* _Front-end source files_
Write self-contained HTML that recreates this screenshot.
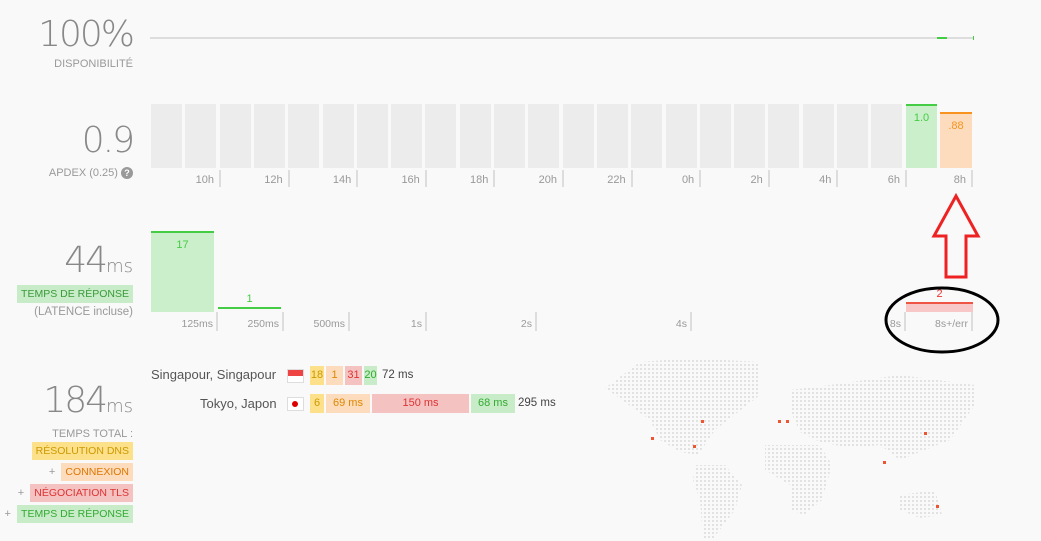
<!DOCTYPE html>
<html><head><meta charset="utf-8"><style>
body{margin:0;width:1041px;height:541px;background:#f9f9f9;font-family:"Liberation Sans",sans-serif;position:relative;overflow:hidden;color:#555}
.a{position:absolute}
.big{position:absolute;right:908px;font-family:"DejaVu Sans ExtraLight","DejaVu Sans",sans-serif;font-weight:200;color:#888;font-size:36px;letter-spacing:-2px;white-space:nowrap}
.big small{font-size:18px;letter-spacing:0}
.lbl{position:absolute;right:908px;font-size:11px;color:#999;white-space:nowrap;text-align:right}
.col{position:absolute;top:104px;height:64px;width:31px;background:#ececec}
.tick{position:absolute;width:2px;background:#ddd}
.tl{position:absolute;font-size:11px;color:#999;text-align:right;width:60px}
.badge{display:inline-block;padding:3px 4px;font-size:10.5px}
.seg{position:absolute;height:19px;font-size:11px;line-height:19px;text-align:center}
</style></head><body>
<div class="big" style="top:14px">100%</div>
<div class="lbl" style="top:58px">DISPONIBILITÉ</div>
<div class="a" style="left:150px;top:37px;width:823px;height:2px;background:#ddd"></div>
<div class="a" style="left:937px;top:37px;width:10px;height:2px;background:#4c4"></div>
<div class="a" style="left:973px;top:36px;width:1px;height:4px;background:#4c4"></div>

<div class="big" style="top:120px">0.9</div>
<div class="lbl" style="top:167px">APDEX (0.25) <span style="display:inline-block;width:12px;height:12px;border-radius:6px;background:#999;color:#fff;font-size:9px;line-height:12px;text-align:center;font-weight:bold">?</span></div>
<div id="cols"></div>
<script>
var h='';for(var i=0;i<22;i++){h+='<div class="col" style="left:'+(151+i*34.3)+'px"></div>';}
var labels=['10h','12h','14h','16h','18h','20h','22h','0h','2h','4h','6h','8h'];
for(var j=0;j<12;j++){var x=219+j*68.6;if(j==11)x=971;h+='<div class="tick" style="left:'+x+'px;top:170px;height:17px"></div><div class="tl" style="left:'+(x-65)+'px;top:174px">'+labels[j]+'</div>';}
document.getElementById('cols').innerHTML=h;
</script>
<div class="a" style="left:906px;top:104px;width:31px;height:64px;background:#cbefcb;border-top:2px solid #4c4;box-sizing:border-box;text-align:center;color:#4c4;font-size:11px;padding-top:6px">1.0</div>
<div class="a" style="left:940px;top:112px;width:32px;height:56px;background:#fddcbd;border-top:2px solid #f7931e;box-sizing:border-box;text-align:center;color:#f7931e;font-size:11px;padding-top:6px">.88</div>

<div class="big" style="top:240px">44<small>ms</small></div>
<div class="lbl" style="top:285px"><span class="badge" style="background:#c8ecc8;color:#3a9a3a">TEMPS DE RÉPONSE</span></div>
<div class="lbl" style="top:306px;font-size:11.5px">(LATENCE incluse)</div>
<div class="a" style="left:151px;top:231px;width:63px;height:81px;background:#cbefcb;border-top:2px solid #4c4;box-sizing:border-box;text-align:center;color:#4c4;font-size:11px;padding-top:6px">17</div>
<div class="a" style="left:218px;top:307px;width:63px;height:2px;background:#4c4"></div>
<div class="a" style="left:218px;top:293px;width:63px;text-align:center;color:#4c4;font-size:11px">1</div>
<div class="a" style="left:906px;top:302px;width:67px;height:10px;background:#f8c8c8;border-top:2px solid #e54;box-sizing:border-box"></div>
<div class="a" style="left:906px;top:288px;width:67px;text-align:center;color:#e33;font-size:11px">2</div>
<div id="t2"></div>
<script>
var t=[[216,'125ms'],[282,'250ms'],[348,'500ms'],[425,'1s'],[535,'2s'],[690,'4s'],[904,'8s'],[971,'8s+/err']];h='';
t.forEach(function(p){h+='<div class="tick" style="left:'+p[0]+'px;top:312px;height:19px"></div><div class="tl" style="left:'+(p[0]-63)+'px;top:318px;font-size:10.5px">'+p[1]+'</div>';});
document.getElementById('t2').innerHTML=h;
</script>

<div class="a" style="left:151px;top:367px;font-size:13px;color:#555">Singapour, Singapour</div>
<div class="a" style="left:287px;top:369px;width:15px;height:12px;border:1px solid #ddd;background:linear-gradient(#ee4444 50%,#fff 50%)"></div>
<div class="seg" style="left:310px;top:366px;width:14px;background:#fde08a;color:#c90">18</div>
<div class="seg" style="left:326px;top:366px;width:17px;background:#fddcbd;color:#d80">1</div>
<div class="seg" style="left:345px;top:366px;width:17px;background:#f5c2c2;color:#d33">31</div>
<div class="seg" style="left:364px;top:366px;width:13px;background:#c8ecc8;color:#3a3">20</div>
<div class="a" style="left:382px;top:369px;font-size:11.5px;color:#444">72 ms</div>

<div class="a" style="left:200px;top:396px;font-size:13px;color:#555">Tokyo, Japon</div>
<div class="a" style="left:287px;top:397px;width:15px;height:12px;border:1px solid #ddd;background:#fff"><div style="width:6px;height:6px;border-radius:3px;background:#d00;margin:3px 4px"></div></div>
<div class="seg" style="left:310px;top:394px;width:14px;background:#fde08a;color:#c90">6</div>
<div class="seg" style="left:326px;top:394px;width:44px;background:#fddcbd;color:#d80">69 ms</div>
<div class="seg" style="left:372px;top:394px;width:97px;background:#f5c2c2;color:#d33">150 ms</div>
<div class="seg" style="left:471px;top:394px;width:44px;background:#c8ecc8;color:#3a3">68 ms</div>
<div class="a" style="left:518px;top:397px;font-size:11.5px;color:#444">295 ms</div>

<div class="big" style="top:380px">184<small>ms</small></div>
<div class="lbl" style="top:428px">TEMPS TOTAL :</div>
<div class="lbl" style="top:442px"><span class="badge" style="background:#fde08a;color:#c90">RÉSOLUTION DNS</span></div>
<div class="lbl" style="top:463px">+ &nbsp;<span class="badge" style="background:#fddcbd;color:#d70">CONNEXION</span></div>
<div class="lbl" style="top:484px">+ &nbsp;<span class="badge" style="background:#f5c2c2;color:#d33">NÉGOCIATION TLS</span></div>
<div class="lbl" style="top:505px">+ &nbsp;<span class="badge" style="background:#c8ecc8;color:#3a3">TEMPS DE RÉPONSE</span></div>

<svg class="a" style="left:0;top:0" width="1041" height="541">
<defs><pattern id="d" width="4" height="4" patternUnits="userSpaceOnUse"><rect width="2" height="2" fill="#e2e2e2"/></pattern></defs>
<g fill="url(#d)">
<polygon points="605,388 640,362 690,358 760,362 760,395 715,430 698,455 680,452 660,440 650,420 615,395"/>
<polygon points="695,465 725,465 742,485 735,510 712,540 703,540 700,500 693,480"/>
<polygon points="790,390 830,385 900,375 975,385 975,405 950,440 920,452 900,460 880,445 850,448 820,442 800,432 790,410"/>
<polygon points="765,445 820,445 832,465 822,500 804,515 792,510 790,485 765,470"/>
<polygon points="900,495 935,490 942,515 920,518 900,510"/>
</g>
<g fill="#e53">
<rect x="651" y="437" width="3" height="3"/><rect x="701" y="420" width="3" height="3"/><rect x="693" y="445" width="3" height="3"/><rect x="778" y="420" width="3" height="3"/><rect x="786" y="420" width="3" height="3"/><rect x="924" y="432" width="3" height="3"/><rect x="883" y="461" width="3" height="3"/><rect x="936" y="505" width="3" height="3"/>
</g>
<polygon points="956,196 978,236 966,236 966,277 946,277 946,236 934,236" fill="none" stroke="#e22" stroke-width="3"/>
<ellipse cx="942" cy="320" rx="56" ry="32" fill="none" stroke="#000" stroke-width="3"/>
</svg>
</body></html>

==

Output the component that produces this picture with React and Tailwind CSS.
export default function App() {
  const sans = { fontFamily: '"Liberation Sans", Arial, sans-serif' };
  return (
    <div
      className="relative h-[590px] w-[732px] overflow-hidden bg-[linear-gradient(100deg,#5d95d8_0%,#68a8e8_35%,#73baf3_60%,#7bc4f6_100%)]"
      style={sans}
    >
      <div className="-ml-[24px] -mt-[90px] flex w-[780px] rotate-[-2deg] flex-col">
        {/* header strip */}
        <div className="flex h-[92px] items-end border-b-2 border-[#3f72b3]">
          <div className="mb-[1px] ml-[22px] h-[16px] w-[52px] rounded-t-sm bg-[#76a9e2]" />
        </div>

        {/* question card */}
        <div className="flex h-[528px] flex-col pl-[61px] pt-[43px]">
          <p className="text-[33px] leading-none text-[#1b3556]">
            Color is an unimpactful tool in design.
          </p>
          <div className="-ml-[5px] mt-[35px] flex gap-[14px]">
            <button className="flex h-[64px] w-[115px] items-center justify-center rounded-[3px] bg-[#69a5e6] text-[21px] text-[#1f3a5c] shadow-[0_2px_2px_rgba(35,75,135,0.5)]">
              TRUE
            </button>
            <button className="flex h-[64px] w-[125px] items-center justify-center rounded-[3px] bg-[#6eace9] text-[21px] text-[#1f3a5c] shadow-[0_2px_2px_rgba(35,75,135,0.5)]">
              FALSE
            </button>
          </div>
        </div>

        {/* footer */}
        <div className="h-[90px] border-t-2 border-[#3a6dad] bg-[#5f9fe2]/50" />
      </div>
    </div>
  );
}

---

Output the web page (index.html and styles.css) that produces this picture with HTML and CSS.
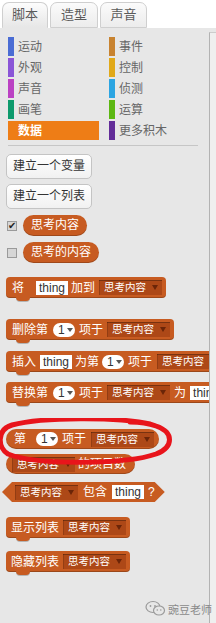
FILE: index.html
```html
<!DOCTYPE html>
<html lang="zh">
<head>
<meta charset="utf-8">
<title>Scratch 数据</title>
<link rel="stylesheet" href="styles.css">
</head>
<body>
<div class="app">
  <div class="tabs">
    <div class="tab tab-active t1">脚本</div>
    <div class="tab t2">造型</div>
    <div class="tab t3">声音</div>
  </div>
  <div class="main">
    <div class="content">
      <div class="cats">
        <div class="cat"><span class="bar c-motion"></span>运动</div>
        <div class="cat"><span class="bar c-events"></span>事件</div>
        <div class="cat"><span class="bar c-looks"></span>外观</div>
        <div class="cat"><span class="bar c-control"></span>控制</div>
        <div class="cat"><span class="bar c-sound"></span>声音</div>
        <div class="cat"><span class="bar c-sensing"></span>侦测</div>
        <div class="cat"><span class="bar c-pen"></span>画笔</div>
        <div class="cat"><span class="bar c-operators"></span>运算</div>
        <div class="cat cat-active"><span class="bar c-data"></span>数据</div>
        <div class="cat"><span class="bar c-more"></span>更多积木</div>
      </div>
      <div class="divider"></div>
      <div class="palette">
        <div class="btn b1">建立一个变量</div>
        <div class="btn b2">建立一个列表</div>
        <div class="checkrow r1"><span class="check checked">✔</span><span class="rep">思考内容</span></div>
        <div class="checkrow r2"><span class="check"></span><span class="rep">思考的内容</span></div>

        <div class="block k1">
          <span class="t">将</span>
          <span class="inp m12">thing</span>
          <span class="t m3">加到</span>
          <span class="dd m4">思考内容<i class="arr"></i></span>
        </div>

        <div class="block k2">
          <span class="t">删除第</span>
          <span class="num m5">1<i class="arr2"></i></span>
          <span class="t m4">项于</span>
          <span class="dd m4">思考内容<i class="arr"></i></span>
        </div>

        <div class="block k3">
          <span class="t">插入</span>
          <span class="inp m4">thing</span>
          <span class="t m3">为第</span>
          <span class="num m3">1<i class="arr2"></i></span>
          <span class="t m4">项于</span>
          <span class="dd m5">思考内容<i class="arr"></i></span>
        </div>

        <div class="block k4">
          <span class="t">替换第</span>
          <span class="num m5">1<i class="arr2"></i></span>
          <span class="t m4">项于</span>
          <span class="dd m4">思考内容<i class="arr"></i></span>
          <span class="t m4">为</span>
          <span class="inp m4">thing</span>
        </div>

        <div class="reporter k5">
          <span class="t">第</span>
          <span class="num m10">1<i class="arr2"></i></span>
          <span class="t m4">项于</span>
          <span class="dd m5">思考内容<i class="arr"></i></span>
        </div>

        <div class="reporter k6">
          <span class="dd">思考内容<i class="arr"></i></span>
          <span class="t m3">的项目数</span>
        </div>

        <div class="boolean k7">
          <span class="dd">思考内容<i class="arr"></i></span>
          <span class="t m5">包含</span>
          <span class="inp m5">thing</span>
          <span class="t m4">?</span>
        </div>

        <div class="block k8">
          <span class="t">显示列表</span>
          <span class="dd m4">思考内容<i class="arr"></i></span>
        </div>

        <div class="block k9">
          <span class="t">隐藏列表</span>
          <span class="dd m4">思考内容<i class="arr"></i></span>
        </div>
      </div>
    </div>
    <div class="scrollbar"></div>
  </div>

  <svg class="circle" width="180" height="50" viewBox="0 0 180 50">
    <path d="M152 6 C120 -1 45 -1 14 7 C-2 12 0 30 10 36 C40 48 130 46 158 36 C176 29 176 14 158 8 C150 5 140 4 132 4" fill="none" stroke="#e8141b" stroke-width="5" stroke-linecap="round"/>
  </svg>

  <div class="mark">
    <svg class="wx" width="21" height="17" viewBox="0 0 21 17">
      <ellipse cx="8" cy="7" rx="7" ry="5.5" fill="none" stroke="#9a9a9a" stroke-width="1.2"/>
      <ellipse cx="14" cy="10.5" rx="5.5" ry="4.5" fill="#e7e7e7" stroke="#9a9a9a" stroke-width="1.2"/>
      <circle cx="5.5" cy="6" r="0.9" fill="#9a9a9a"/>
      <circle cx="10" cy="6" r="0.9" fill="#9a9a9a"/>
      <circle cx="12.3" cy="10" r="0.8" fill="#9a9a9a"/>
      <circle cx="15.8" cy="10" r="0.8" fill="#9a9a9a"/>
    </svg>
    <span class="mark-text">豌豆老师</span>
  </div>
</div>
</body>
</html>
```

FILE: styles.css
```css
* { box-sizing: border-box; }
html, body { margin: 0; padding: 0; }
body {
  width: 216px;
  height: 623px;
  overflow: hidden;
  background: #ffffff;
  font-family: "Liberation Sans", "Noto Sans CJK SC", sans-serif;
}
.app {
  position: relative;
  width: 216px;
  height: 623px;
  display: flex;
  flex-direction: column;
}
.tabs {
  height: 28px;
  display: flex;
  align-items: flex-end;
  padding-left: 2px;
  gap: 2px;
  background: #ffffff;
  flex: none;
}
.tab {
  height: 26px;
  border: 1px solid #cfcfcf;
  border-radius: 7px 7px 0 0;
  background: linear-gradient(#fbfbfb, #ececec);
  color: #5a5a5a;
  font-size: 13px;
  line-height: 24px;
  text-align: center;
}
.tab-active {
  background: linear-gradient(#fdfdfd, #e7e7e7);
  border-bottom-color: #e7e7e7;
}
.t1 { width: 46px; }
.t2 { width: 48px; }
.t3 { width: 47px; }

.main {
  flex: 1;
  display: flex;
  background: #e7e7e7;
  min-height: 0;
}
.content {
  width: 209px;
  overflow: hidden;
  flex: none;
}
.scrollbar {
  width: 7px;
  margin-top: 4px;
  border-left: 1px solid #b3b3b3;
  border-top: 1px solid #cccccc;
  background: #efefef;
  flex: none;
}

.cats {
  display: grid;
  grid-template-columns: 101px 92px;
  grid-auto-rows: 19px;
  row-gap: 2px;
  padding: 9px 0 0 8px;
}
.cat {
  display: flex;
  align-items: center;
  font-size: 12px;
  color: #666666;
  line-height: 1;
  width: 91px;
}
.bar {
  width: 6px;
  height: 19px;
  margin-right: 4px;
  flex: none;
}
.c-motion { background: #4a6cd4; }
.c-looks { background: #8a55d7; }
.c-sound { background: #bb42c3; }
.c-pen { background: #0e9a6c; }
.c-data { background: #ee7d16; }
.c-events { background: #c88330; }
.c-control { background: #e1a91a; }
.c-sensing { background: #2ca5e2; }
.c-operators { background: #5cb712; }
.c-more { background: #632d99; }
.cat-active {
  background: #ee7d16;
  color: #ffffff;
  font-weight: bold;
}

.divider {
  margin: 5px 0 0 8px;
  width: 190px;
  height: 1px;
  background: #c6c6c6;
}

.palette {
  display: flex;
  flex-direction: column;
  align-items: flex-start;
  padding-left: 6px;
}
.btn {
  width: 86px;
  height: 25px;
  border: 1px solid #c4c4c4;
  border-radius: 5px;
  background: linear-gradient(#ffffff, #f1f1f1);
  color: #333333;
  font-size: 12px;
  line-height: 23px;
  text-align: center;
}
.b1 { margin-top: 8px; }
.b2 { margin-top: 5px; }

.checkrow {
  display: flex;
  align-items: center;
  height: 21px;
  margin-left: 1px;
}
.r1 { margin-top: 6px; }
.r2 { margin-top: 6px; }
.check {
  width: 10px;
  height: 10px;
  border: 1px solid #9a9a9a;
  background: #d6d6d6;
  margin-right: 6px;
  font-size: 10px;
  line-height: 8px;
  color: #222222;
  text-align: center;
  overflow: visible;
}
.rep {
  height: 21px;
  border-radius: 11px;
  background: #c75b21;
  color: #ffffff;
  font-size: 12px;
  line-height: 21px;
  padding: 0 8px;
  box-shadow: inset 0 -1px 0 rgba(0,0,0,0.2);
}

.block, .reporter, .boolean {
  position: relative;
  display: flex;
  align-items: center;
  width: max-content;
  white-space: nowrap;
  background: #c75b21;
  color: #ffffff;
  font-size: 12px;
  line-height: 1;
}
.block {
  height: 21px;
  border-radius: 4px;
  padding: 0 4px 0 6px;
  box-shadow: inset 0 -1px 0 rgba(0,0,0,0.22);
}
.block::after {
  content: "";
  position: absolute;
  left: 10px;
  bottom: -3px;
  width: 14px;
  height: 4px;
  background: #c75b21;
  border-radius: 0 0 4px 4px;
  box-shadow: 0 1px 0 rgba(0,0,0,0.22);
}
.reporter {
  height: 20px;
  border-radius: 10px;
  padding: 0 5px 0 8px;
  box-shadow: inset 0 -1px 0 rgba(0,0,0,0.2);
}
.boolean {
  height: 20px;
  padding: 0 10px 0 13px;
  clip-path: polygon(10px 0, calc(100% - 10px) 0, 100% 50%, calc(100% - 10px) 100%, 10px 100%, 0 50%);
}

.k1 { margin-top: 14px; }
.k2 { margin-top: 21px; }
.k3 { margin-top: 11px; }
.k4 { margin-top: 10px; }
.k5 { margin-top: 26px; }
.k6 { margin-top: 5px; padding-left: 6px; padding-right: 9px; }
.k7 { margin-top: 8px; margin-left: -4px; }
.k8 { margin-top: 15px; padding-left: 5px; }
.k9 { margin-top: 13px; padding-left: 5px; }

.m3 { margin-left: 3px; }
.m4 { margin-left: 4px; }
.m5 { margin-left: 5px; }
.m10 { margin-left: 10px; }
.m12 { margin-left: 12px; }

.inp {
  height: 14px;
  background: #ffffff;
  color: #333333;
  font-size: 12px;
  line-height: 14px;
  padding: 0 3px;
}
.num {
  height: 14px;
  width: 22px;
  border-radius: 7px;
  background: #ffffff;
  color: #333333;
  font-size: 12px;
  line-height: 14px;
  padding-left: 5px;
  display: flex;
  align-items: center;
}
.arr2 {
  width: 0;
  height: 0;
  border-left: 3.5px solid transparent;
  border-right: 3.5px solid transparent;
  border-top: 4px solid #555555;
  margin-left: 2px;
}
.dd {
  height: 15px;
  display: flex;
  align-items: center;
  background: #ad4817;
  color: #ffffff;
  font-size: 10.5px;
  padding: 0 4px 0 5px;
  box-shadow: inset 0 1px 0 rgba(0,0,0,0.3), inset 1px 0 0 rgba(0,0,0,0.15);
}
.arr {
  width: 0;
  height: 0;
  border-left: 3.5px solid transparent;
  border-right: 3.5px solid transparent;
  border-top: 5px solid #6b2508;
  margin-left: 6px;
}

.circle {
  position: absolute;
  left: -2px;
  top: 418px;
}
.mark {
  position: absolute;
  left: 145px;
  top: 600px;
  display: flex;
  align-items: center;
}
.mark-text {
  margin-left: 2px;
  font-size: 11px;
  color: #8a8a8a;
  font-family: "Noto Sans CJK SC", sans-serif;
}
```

* _Problem to work on_
From the entries above, return each line with the word "styles" in it.

* _Exercise output_
Output the web page (index.html and styles.css) that produces this picture with HTML and CSS.
<link rel="stylesheet" href="styles.css">
FILE: styles.css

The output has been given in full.